Par rapport au vote du nouveau Code électoral auquel ont participé, soulignons-le, les députés de l’ex-majorité, l’on peut avoir envie de leur poser la question suivante : si le vote avait abouti à un rejet du nouveau code qui a été soumis à l’appréciation des députés, quelle aurait été leur attitude ? Ils s’en seraient certainement réjouis. Mais dans le cas d’espèce, le vote a tourné en leur défaveur. La logique démocratique aurait donc voulu qu’ils en prennent simplement acte. Car, dans un tel jeu, il  y a toujours des perdants et des gagnants. Au- delà des grincements de dents et des levées de boucliers que ce vote a suscités, la  bonne question que l’on doit se poser est de savoir si le nouveau Code électoral tire la démocratie vers le haut ou vers le bas. De notre point de vue, c’est la démocratie qui

pourrait en sortir grandie. En effet, désormais dans notre pays, les hommes politiques on l’espère, retiendront qu’ils doivent assumer jusqu’au bout leurs actes et propos. Que ceux qui se sentent visés par le nouveau Code électoral n’aillent surtout pas dire que la responsabilité de la modification de l’article 37 de la Constitution en incombe au seul Blaise Compaoré. Car, tous autant qu’ils sont, ceux qui étaient montés sur leurs chevaux pour la soutenir tout comme ceux qui, aux côtés de Blaise  Compaoré, avaient brillé par leur mutisme, sont responsables du plan ourdi par leur mentor pour tordre le cou à la démocratie et ce, contre l’esprit de la Constitution et la Charte africaine de la démocratie et de la bonne gouvernance. S’ils avaient eu le courage  et le patriotisme d’appeler le chat par son nom, comme l’ont fait certaines personnes qui étaient pourtant plus proches de Blaise Compaoré, aujourd’hui, ils n’en seraient pas à chercher laborieusement des arguments pour se blanchir. Pour n’avoir donc pas recouru à leur libre-arbitre et pour n’avoir pas pris l’option de sauver la démocratie, ils en paient actuellement le prix. D’ailleurs, si tout le monde avait capitulé face à la boulimie du pouvoir de celui qu’ils ont servi sans discernement jusqu’à ce que les choses s’emballent de façon irréversible, on ne parlerait pas aujourd’hui de possibilité réelle d’alternance dans notre pays. Tout le monde sait que des actes crapuleux gravissimes ont été posés dans ce pays sous Blaise Compaoré, des fortunes immenses suspectes ont été amassées, bref le Burkina Faso a été, pendant 27 ans, spolié par des hommes et des femmes et ce, de manière impunie. Tous les patriotes dignes de ce nom auraient certainement applaudi à tout rompre de voir tous ces prédateurs de la République rendre gorge, selon les règles de l’art. Mais dans le cas d’espèce, l’on peut avoir le sentiment que tous les auteurs de ce grand pillage, jamais enregistré dans  l’histoire de notre pays, sont traités selon la tête du client. Et c’est là que le bât blesse.

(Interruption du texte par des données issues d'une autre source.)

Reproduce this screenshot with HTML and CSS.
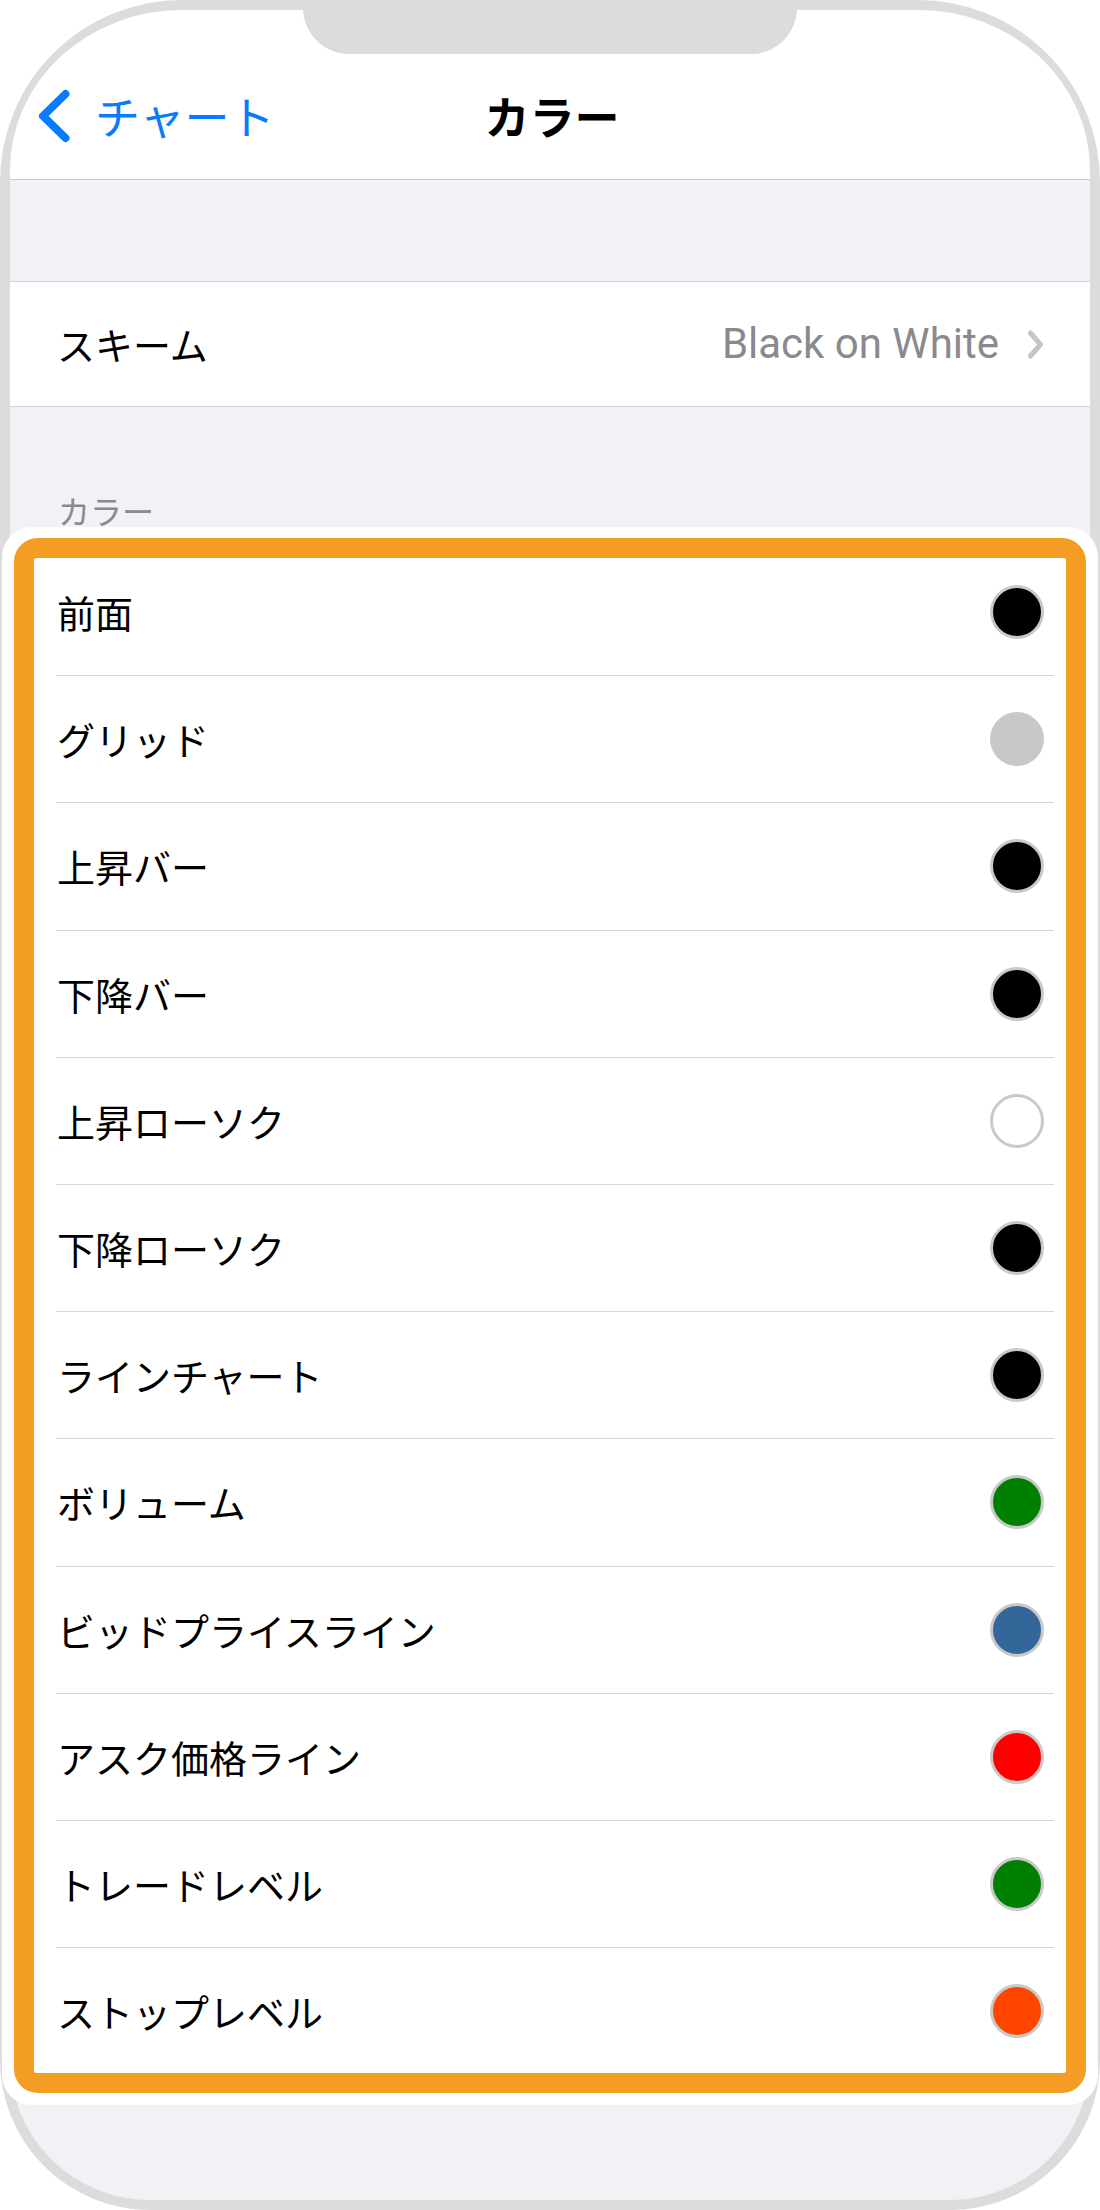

Il y a péril en la demeure

Pour que ces arrestations ne s’apparentent pas à une chasse aux sorcières, il aurait fallu qu’elles se fassent en direction de tout le monde. Et la bonne méthodologie aurait consisté d’abord à donner une suite judiciaire à tous ces dossiers de crimes économiques qui dorment depuis belle lurette dans les tiroirs des structures de contrôle de l’Etat. Si cela avait été fait, personne n’aurait crié à une justice des vainqueurs, puisque les investigations ont été faites et bouclées sous Blaise Compaoré. Mais aujourd’hui, telle que les choses sont en train de se passer, l’on  peut  y lire effectivement une instrumentalisation de la justice pour régler des différends politiques. Cette thèse, on le sait, a même été soutenue par certains partis politiques qui, pourtant, avaient pris part à l’insurrection des 30 et 31 octobre derniers. Certaines organisations de la société civile partagent également ce point de vue. Il y a donc péril en la demeure. Et la faute en incombe à la Transition. C’est elle qui, par ses turpitudes et ses incohérences, a permis aux bourreaux d’hier de se muer en victimes. C’est encore elle qui avait donné l’impression  qu’elle était là, rien que pour organiser des élections inclusives, sans prendre le temps de dire explicitement à l’opinion nationale et à la communauté internationale ce qu’elle entendait par « élections inclusives ». Toutes ces raisons font qu’aujourd’hui, le pouvoir de la Transition est au carrefour de son destin. Il lui revient de rattraper ce qui peut encore l’être, si elle ne veut pas qu’au moment où elle va passer la main au régime qui sera issu des élections d’octobre prochain, les Burkinabè retiennent d’elle l’image d’un pouvoir qui aura surtout  brillé par ses incongruités et qui aura, de ce fait, laissé aux Burkinabè, un pays ingouvernable.